Brandon Clarke is perhaps the most seamless fit. Clarke was a terrific defender at Gonzaga this past season and has the sort of athleticism and defensive IQ to anchor the Wolves’ defense at the power forward spot next to Towns. His outside shooting concerns would make things tougher on Towns, but his touch on non-dunk finishes around the rim and markedly better free throw shooting in his junior year may bode well for his long-term development as a shooter.
If the Wolves want to swing for the fences, Sekou Doumbouya may be available at No. 11. He’s not my favorite prospect, in that I don’t believe in his upside as much as some others do and the risk is too high for that reward in my view, but for a team like Minnesota that is multiple pieces away from truly contending and have no real way to add those players while Wiggins is under contract, a high-risk, high-reward pick like Doumbouya is an interesting option.
It’s unlikely that a guard will fall to them at No. 11, but if Coby White gets past Chicago at No. 7, neither Atlanta (Nos. 8 and 10) nor Washington (No. 9) necessarily need the guard out of UNC. Should Minnesota be looking to stick with Teague for the final year of his contract, White would serve as a natural replacement at starting point guard in 2020-21.
The Timberwolves are going to be plagued by the Wiggins contract for the foreseeable future. Moving off of his money will cost them an arm and a leg in draft capital, which isn’t that much better than just paying off his deal and doing their best to help him improve in a few key areas.
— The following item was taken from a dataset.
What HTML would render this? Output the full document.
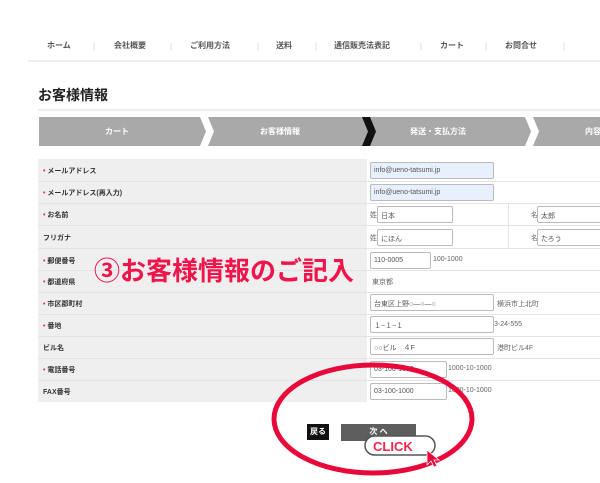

The rest of the team is set up well for the future and Towns can develop into the kind of all-encompassing star who can drag a team to the playoffs, but it’s going to be difficult for them to truly contend in the upper echelon of the Western Conference with their financial obligations as they are. Smart additions on the fringes should put them back in the playoffs next season, though with an unproven president of basketball operations and an unproven head coach, things are bit less certain at this point in time.